Lingle v. Canada, 2010 FCA 152, [2010] 3 F.C.R. D-5

A-418-09

Income Tax

Convention between Canada and the United States of America With Respect to Taxes on Income and on Capital—Appeal from Tax Court of Canada decision (2009 TCC 435) finding appellant not having “habitual abode” in United States for purposes of Convention, therefore required to pay income tax in Canada—Convention, Art. IV(2) setting out five tie-breaker rules for determining jurisdiction in which income tax is to be paid—Concept of “habitual abode”, set out at Convention, Art.
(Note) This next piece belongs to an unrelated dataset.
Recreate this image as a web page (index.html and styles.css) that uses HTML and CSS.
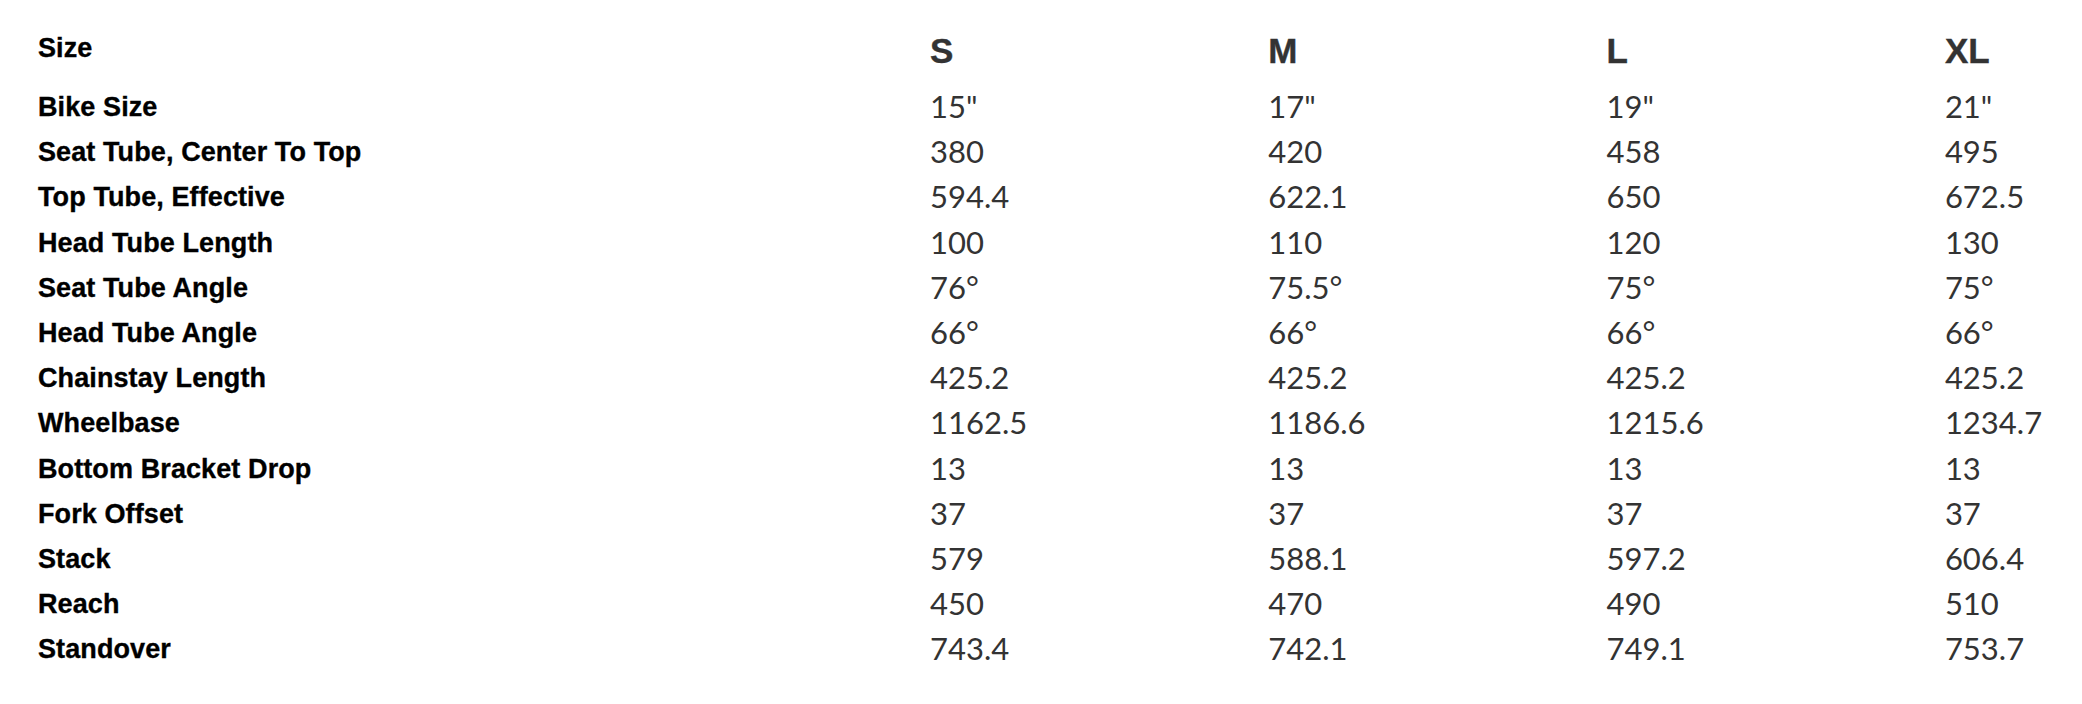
FILE: index.html
```html
<!DOCTYPE html>
<html lang="en">
<head>
<meta charset="utf-8">
<title>Geometry</title>
<link rel="stylesheet" href="styles.css">
</head>
<body>
<div class="geo">
  <div class="row head"><div class="label">Size</div><div class="size">S</div><div class="size">M</div><div class="size">L</div><div class="size">XL</div></div>
  <div class="row"><div class="label">Bike Size</div><div class="val">15"</div><div class="val">17"</div><div class="val">19"</div><div class="val">21"</div></div>
  <div class="row"><div class="label">Seat Tube, Center To Top</div><div class="val">380</div><div class="val">420</div><div class="val">458</div><div class="val">495</div></div>
  <div class="row"><div class="label">Top Tube, Effective</div><div class="val">594.4</div><div class="val">622.1</div><div class="val">650</div><div class="val">672.5</div></div>
  <div class="row"><div class="label">Head Tube Length</div><div class="val">100</div><div class="val">110</div><div class="val">120</div><div class="val">130</div></div>
  <div class="row"><div class="label">Seat Tube Angle</div><div class="val">76°</div><div class="val">75.5°</div><div class="val">75°</div><div class="val">75°</div></div>
  <div class="row"><div class="label">Head Tube Angle</div><div class="val">66°</div><div class="val">66°</div><div class="val">66°</div><div class="val">66°</div></div>
  <div class="row"><div class="label">Chainstay Length</div><div class="val">425.2</div><div class="val">425.2</div><div class="val">425.2</div><div class="val">425.2</div></div>
  <div class="row"><div class="label">Wheelbase</div><div class="val">1162.5</div><div class="val">1186.6</div><div class="val">1215.6</div><div class="val">1234.7</div></div>
  <div class="row"><div class="label">Bottom Bracket Drop</div><div class="val">13</div><div class="val">13</div><div class="val">13</div><div class="val">13</div></div>
  <div class="row"><div class="label">Fork Offset</div><div class="val">37</div><div class="val">37</div><div class="val">37</div><div class="val">37</div></div>
  <div class="row"><div class="label">Stack</div><div class="val">579</div><div class="val">588.1</div><div class="val">597.2</div><div class="val">606.4</div></div>
  <div class="row"><div class="label">Reach</div><div class="val">450</div><div class="val">470</div><div class="val">490</div><div class="val">510</div></div>
  <div class="row"><div class="label">Standover</div><div class="val">743.4</div><div class="val">742.1</div><div class="val">749.1</div><div class="val">753.7</div></div>
</div>
</body>
</html>
```

FILE: styles.css
```css
html, body {
  margin: 0;
  padding: 0;
  background: #ffffff;
}

.geo {
  display: flex;
  flex-direction: column;
  padding: 25px 0 0 38px;
}

.row {
  display: grid;
  grid-template-columns: 892px 338.3px 338.3px 338.3px 1fr;
  align-items: start;
  height: 45.2px;
}

.row.head {
  height: 59px;
}

.label {
  font-family: "Liberation Sans", Arial, sans-serif;
  font-weight: 700;
  font-size: 27px;
  line-height: 45.2px;
  padding-top: 1px;
  letter-spacing: 0.1px;
  color: #000;
  white-space: nowrap;
  -webkit-text-stroke: 0.35px #000;
}

.size {
  font-family: "Liberation Sans", Arial, sans-serif;
  font-weight: 700;
  font-size: 35px;
  line-height: 51.7px;
  color: #333;
  -webkit-text-stroke: 0.4px #333;
}

.val {
  font-family: Lato, "Liberation Sans", sans-serif;
  font-weight: 400;
  font-size: 31px;
  line-height: 45.2px;
  color: #333;
  white-space: nowrap;
}
```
IV(2)(c), involving notions of frequency, duration, regularity of stays that are more than transient, i.e. referring to stay of some substance in jurisdiction as matter of habit leading to conclusion that this jurisdiction where taxpayer usually living—Such interpretation consistent with French definition of “habituelle” as well as with commentary on Art. IV(2) found in Organisation for Economic Co-operation and Development (OECD) Model Tax Convention on Income and on Capital—Tax Court Judge finding that appellant regularly, normally, customarily living in Canada, not United States—Court in substantial agreement with those findings—Appeal dismissed.

Lingle v. Canada (A-418-09, 2010 FCA 152, Létourneau J.A., judgment dated June 10, 2010, 7 pp.)